25 aprile: memoria condivisa con chi?

par Matteo Quadrone
martedì 27 aprile 2010

Come spesso è capitato negli ultimi anni, la festa del 25 aprile, la Liberazione, una ricorrenza che dovrebbe unire tutti gli italiani ha suscitato, nei giorni immediatamente precedenti, diverse reazioni contrastanti, tentativi di ridimensionamento, mistificazioni storiche aberranti.
 
Si va incontro a tempi duri per la difesa dei valori della Resistenza a giudicare dagli sconcertanti comportamenti e dalle dichiarazioni di alcuni politici. Fra tutte sottolinerei l’iniziativa del presidente della provincia di Salerno, tale Edmondo Cirielli, del Pdl, che ha fatto affiggere una serie di manifesti in cui si rende omaggio esclusivamente al sacrificio dei giovani soldati americani, morti per salvare l’italia dalla dittatura comunista. Cancellata in un solo colpo l’eroica lotta dei partigiani per liberare il paese dal nazi-fascismo, secondo l’interpretazione <<dinamica e futurista>> del Cirielli il merito va esclusivamente agli alleati che con il loro intervento ci evitarono un futuro da paese satellite dell’Unione Sovietica.
 
Ignoranza storica che si evince anche dall’intervento del neo governatore del Veneto Luca Zaia che a proposito dei partigiani dell’Anpi dice <<Sono come i vietcong, bisogna avvertirli che la guerra è finita da 65 anni, visto che a ogni 25 aprile continuano a scatenare polemiche>>. Per la precisione il riferimento storico andrebbe riferito ai soldati giapponesi del secondo conflitto mondiale che non sapevano che la guerra era terminata.

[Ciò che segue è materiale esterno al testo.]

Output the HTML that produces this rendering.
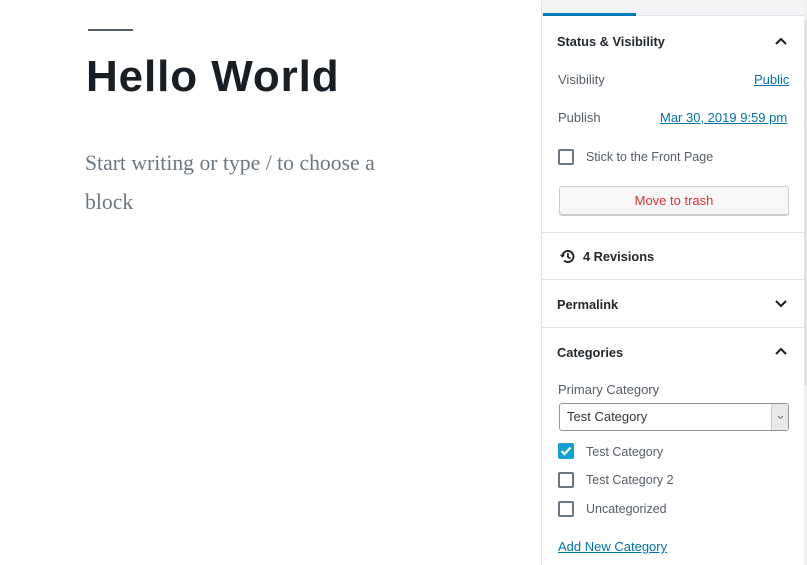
<!DOCTYPE html>
<html><head><style>
*{box-sizing:border-box;margin:0;padding:0}
body{width:807px;height:565px;overflow:hidden;background:#fff;font-family:"Liberation Sans",sans-serif;position:relative}
.abs{position:absolute}
.sb{position:absolute;left:541px;top:0;width:266px;height:565px;border-left:1px solid #e2e4e7;background:#fff}
.t{font-size:13px;color:#191e23;position:absolute}
.h{font-weight:bold;font-size:12.8px;color:#23282d}
.g{color:#555d66}
.lk{color:#0073aa;text-decoration:underline}
.hr{position:absolute;left:0;width:263px;height:1px;background:#e2e4e7}
.cb{position:absolute;left:16px;width:16px;height:16px;border:2px solid #6c7781;border-radius:2px;background:#fff}
.chev{position:absolute;left:232px;width:14px;height:14px}
</style></head><body>
<div class="abs" style="left:88px;top:29px;width:45px;height:2px;background:#555d66"></div>
<div class="abs" style="left:86px;top:52px;font-size:44px;font-weight:bold;color:#191e23;letter-spacing:0.9px">Hello World</div>
<div class="abs" style="left:85px;top:144px;font-family:'Liberation Serif',serif;font-size:21.7px;line-height:39px;color:#6c7781;width:320px">Start writing or type / to choose a block</div>

<div class="sb">
<div class="abs" style="left:0;top:0;width:265px;height:16px;background:#f3f4f5;border-bottom:1px solid #e2e4e7"></div>
<div class="abs" style="left:1px;top:13px;width:93px;height:3px;background:#007cba"></div>
<div class="t h" style="left:15px;top:34px">Status &amp; Visibility</div>
<svg class="chev" style="top:35px" viewBox="0 0 14 14"><path d="M2 9l5-5 5 5" stroke="#191e23" stroke-width="2" fill="none"/></svg>
<div class="t g" style="left:16px;top:72px">Visibility</div>
<div class="t lk" style="left:212px;top:72px">Public</div>
<div class="t g" style="left:16px;top:110px">Publish</div>
<div class="t lk" style="left:118px;top:110px">Mar 30, 2019 9:59 pm</div>
<div class="cb" style="top:149px"></div>
<div class="t g" style="left:44px;top:150px;font-size:12.5px">Stick to the Front Page</div>
<div class="abs" style="left:17px;top:186px;width:230px;height:29px;border:1px solid #ccc;border-radius:3px;background:#f7f7f7;box-shadow:0 1px 0 #ccc;text-align:center;font-size:13px;line-height:27px;color:#dc3232">Move to trash</div>
<div class="hr" style="top:232px"></div>
<svg class="abs" style="left:17px;top:248px" width="17" height="17" viewBox="0 0 20 20"><path d="M4 10a6.5 6.5 0 1 1 2 4.7" stroke="#191e23" stroke-width="2.2" fill="none"/><path d="M1 8l3 3.5 3-3.5z" fill="#191e23"/><path d="M10.5 6v4.5l3 2" stroke="#191e23" stroke-width="2" fill="none"/></svg>
<div class="t h" style="left:41px;top:249px">4 Revisions</div>
<div class="hr" style="top:279px"></div>
<div class="t h" style="left:15px;top:297px">Permalink</div>
<svg class="chev" style="top:296px" viewBox="0 0 14 14"><path d="M2 5l5 5 5-5" stroke="#191e23" stroke-width="2" fill="none"/></svg>
<div class="hr" style="top:327px"></div>
<div class="t h" style="left:15px;top:345px">Categories</div>
<svg class="chev" style="top:345px" viewBox="0 0 14 14"><path d="M2 9l5-5 5 5" stroke="#191e23" stroke-width="2" fill="none"/></svg>
<div class="t g" style="left:16px;top:382px">Primary Category</div>
<div class="abs" style="left:17px;top:403px;width:230px;height:28px;border:1px solid #8d96a0;border-radius:3px;background:#fff;font-size:13px;line-height:26px;color:#32373c;padding-left:7px">Test Category
<div class="abs" style="right:0;top:0;width:17px;height:26px;background:#e8e8e8;border-left:1px solid #ccc"><svg width="17" height="26" viewBox="0 0 17 26"><path d="M6 12l2.5 2.5L11 12" stroke="#777" fill="none"/></svg></div></div>
<div class="abs" style="left:16px;top:443px;width:16px;height:16px;background:#11a0d2;border-radius:2px"><svg width="16" height="16" viewBox="0 0 16 16"><path d="M3.5 8l3 3 6-6.5" stroke="#fff" stroke-width="2.2" fill="none"/></svg></div>
<div class="t g" style="left:44px;top:445px;font-size:12.5px">Test Category</div>
<div class="cb" style="top:472px"></div>
<div class="t g" style="left:44px;top:473px;font-size:12.5px">Test Category 2</div>
<div class="cb" style="top:501px"></div>
<div class="t g" style="left:44px;top:502px;font-size:12.5px">Uncategorized</div>
<div class="t lk" style="left:16px;top:539px">Add New Category</div>
<div class="abs" style="left:262px;top:0;width:3px;height:565px;background:#f0f0f0"></div>
<div class="abs" style="left:262px;top:20px;width:3px;height:365px;background:#e2e2e2"></div>
</div>
</body></html>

Poi c’è da aggiungere, come ha ricordato Raimondo Ricci, presidente dell’Anpi, che i partigiani italiani sono stati i padri fondatori della nostra costituzione, una carta scritta da ex combattenti che conoscevano bene le atrocità della guerra e per questo all’articolo 11 sancirono il ripudio di essa. Con questo pensavano che il loro sangue versato fosse un monito per le future generazioni. Evidentemente non è stato sufficiente se oggi siamo qui a discutere certe affermazioni.
 
E non è tanto la loro inattendibilità storica che spaventa, visto la classe dirigente che ci rappresenta non c’è molto da aspettarci, inquietante è la volontà di mistificazione eseguita ad arte e con precisione balistica. Oggi la frase che più va di moda è che i morti sono tutti uguali. Niente da dire sui morti ma sussistono differenze importanti fra le azioni compiute dai vivi. C’è chi si schierò dalla parte dei combattenti che liberarono l’Italia e chi, magari inconsapevolmente e in maniera avventata, scelse la fazione sbagliata che voleva restaurare il regime. Questo evidentemente va ribadito a 65 anni di distanza dalla nostra guerra civile. Non è possibile condividere il momento fondativo della nostra Repubblica con chi oggi ritiene che vadano onorati anche coloro che combatterono per la Repubblica Sociale Italiana. Furono una minima parte del popolo italiano, spesso giovani cresciuti nel brodo culturale e mitologico del fascismo, mentre tutti gli altri, anch’essi giovani, democratici, cristiani, azionisti, socialisti, repubblicani, comunisti, monarchici, abbracciarono il fucile e combatterono per restituire all’Italia un futuro libero e democratico. Pietà per i morti ma ristabiliamo la verità storica, è un messaggio che dobbiamo trasmettere ai più giovani, non possiamo cancellare queste tragiche pagine dai libri di storia come si sta provando a fare, gli studenti di domani dovranno aver ben presente cosa fu il fascismo e i meriti della Resistenza, questa vuol dire memoria condivisa, tutto il resto è solo politica e pure di basso livello.